Big Guy was really wound up, and he's ready for a fight. He says this whole summer of attacks and untruths has just made him sick and tired, and Toes had to caution him on that, as under the Obamacare plan, a patient can't be treated for being both "sick and tired," and there are no prescription drug rations set aside for those who are both "sick and tired." It's times like these that make me appreciate being nothing more than humble hard drive. But I digress.

This speech is going to be awesome. Toes and Gibbsy were yelling stuff at Big Guy from the back of the auditorium where we rehearsed, pretending to be Republicans in the well, who no doubt will be grumbling after every other sentence Big O utters. We have some rehearsed lines for Big Guy when faced with this kind of negativity, but I can't share any of those zingers with you, because it would ruin the surprise. And, well, there really aren't any.
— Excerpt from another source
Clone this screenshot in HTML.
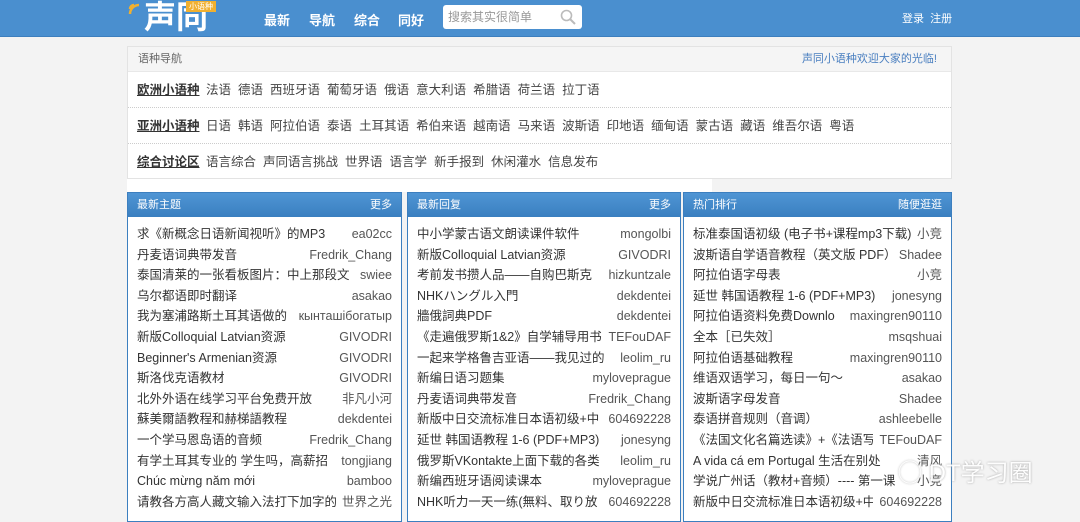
<!DOCTYPE html>
<html><head><meta charset="utf-8">
<style>
*{margin:0;padding:0;box-sizing:border-box}
body{width:1080px;height:516px;overflow:hidden;background:#f3f3f3;font-family:"Liberation Sans","Noto Sans CJK SC",sans-serif;color:#333}
.hd{position:absolute;left:0;top:0;width:1080px;height:37px;background:#4a8fcf;border-bottom:1px solid #3d7fbe}
.logo{position:absolute;left:144px;top:-2px;color:#fff;font-size:32px;font-weight:bold;line-height:38px;letter-spacing:0px}
.wifi{position:absolute;left:127px;top:0px}
.tag{position:absolute;left:186px;top:1px;background:#f0b030;color:#fff;font-size:8px;padding:0 3px;line-height:11px}
.nav{position:absolute;top:10px;color:#fff;font-size:13px;font-weight:bold}
.search{position:absolute;left:443px;top:5px;width:139px;height:24px;background:#fff;border-radius:3px;color:#999;font-size:12px;line-height:24px;padding-left:5px}
.search svg{position:absolute;right:6px;top:4px}
.login{position:absolute;left:902px;top:10px;color:#fff;font-size:11px}
.box{position:absolute;left:127px;top:46px;width:825px;height:133px;background:#fff;border:1px solid #e3e3e3}
.bh{height:25px;background:#f5f5f5;border-bottom:1px solid #e8e8e8;font-size:11px;color:#666;line-height:25px;padding-left:10px;position:relative}
.bh span{position:absolute;right:14px;color:#4a7fc0}
.row{height:36px;line-height:36px;padding-left:9px;font-size:12.5px;color:#444;border-bottom:1px dotted #ccc;white-space:nowrap}
.row:last-child{border-bottom:0}
.row b{text-decoration:underline;color:#333;margin-right:3px}
.row i{font-style:normal;margin-right:7px}
.white{position:absolute;left:127px;top:179px;width:585px;height:13px;background:#fff}
.p{position:absolute;top:192px;height:330px;background:#fff;border:1px solid #3c7fbf}
.ph{height:24px;background:linear-gradient(#4f95d4,#3a7fc0);color:#fff;font-size:11px;line-height:24px;padding:0 9px;position:relative}
.ph span{position:absolute;right:9px}
.ul{padding:7px 9px 0 9px}
.li{height:20.6px;line-height:20.6px;font-size:12.5px;color:#333;position:relative;white-space:nowrap;overflow:hidden}
.li span{position:absolute;right:0;top:0;background:#fff;padding-left:6px;color:#555}
.wm{position:absolute;left:898px;top:453px;color:#fff;font-size:24px;text-shadow:0 0 2px #999;opacity:.9}
</style></head><body>
<div class="hd">
 <svg class="wifi" width="22" height="16" viewBox="0 0 22 16"><path d="M3 14a9 9 0 0 1 9-9M3 9a4 4 0 0 1 4-4" fill="none" stroke="#f0b030" stroke-width="2.5"/></svg>
 <div class="logo">声同</div><div class="tag">小语种</div>
 <div class="nav" style="left:264px">最新</div>
 <div class="nav" style="left:309px">导航</div>
 <div class="nav" style="left:354px">综合</div>
 <div class="nav" style="left:398px">同好</div>
 <div class="search">搜索其实很简单<svg width="16" height="16" viewBox="0 0 16 16"><circle cx="6.5" cy="6.5" r="5" fill="none" stroke="#bbb" stroke-width="1.6"/><path d="M10 10l5 5" stroke="#bbb" stroke-width="2"/></svg></div>
 <div class="login">登录&nbsp;&nbsp;注册</div>
</div>
<div class="box">
 <div class="bh">语种导航<span>声同小语种欢迎大家的光临!</span></div>
 <div class="row"><b>欧洲小语种</b> <i>法语</i><i>德语</i><i>西班牙语</i><i>葡萄牙语</i><i>俄语</i><i>意大利语</i><i>希腊语</i><i>荷兰语</i><i>拉丁语</i></div>
 <div class="row"><b>亚洲小语种</b> <i>日语</i><i>韩语</i><i>阿拉伯语</i><i>泰语</i><i>土耳其语</i><i>希伯来语</i><i>越南语</i><i>马来语</i><i>波斯语</i><i>印地语</i><i>缅甸语</i><i>蒙古语</i><i>藏语</i><i>维吾尔语</i><i>粤语</i></div>
 <div class="row"><b>综合讨论区</b> <i>语言综合</i><i>声同语言挑战</i><i>世界语</i><i>语言学</i><i>新手报到</i><i>休闲灌水</i><i>信息发布</i></div>
</div>
<div class="white"></div>

<div class="p" style="left:127px;width:275px">
 <div class="ph">最新主题<span>更多</span></div>
 <div class="ul">
  <div class="li">求《新概念日语新闻视听》的MP3<span>ea02cc</span></div>
  <div class="li">丹麦语词典带发音<span>Fredrik_Chang</span></div>
  <div class="li">泰国清莱的一张看板图片：中上那段文<span>swiee</span></div>
  <div class="li">乌尔都语即时翻译<span>asakao</span></div>
  <div class="li">我为塞浦路斯土耳其语做的<span>кынташiбогатыр</span></div>
  <div class="li">新版Colloquial Latvian资源<span>GIVODRI</span></div>
  <div class="li">Beginner's Armenian资源<span>GIVODRI</span></div>
  <div class="li">斯洛伐克语教材<span>GIVODRI</span></div>
  <div class="li">北外外语在线学习平台免费开放<span>非凡小河</span></div>
  <div class="li">蘇美爾語教程和赫梯語教程<span>dekdentei</span></div>
  <div class="li">一个学马恩岛语的音频<span>Fredrik_Chang</span></div>
  <div class="li">有学土耳其专业的 学生吗，高薪招<span>tongjiang</span></div>
  <div class="li">Chúc mừng năm mới<span>bamboo</span></div>
  <div class="li">请教各方高人藏文输入法打下加字的<span>世界之光</span></div>
 </div>
</div>
<div class="p" style="left:407px;width:274px">
 <div class="ph">最新回复<span>更多</span></div>
 <div class="ul">
  <div class="li">中小学蒙古语文朗读课件软件<span>mongolbi</span></div>
  <div class="li">新版Colloquial Latvian资源<span>GIVODRI</span></div>
  <div class="li">考前发书攒人品——自购巴斯克<span>hizkuntzale</span></div>
  <div class="li">NHKハングル入門<span>dekdentei</span></div>
  <div class="li">牆俄詞典PDF<span>dekdentei</span></div>
  <div class="li">《走遍俄罗斯1&amp;2》自学辅导用书<span>TEFouDAF</span></div>
  <div class="li">一起来学格鲁吉亚语——我见过的<span>leolim_ru</span></div>
  <div class="li">新编日语习题集<span>myloveprague</span></div>
  <div class="li">丹麦语词典带发音<span>Fredrik_Chang</span></div>
  <div class="li">新版中日交流标准日本语初级+中<span>604692228</span></div>
  <div class="li">延世 韩国语教程 1-6 (PDF+MP3)<span>jonesyng</span></div>
  <div class="li">俄罗斯VKontakte上面下载的各类<span>leolim_ru</span></div>
  <div class="li">新编西班牙语阅读课本<span>myloveprague</span></div>
  <div class="li">NHK听力一天一练(無料、取り放<span>604692228</span></div>
 </div>
</div>
<div class="p" style="left:683px;width:269px">
 <div class="ph">热门排行<span>随便逛逛</span></div>
 <div class="ul">
  <div class="li">标准泰国语初级 (电子书+课程mp3下载)<span>小竞</span></div>
  <div class="li">波斯语自学语音教程（英文版 PDF）<span>Shadee</span></div>
  <div class="li">阿拉伯语字母表<span>小竞</span></div>
  <div class="li">延世 韩国语教程 1-6 (PDF+MP3)<span>jonesyng</span></div>
  <div class="li">阿拉伯语资料免费Downlo<span>maxingren90110</span></div>
  <div class="li">全本［已失效］<span>msqshuai</span></div>
  <div class="li">阿拉伯语基础教程<span>maxingren90110</span></div>
  <div class="li">维语双语学习，每日一句～<span>asakao</span></div>
  <div class="li">波斯语字母发音<span>Shadee</span></div>
  <div class="li">泰语拼音规则（音调）<span>ashleebelle</span></div>
  <div class="li">《法国文化名篇选读》+《法语写<span>TEFouDAF</span></div>
  <div class="li">A vida cá em Portugal 生活在别处<span>清风</span></div>
  <div class="li">学说广州话（教材+音频）---- 第一课<span>小竞</span></div>
  <div class="li">新版中日交流标准日本语初级+中<span>604692228</span></div>
 </div>
</div>
<div class="wm">◯ DT学习圈</div>
</body></html>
But I can tell you that one of the best moments will be when Big Guy says, "If you come to me with a serious set of proposals, I will be there to listen. My door is always open. But know this: I will not waste time with those who have made the calculation that it’s better politics to kill this plan." This is the moment all of the TV networks will really focuse on. Sure, it's because we told them to, but also because the stage directions that will scroll on screen, like, "Look to center camera. Stare. Hard. Like that Hawk guy from the TV show", will make the moment really dramatic. Completely staged, but really dramatic.

Besides, there is no way Republicans could kill this bill. The death panels we've put in place are controlled by Democrats.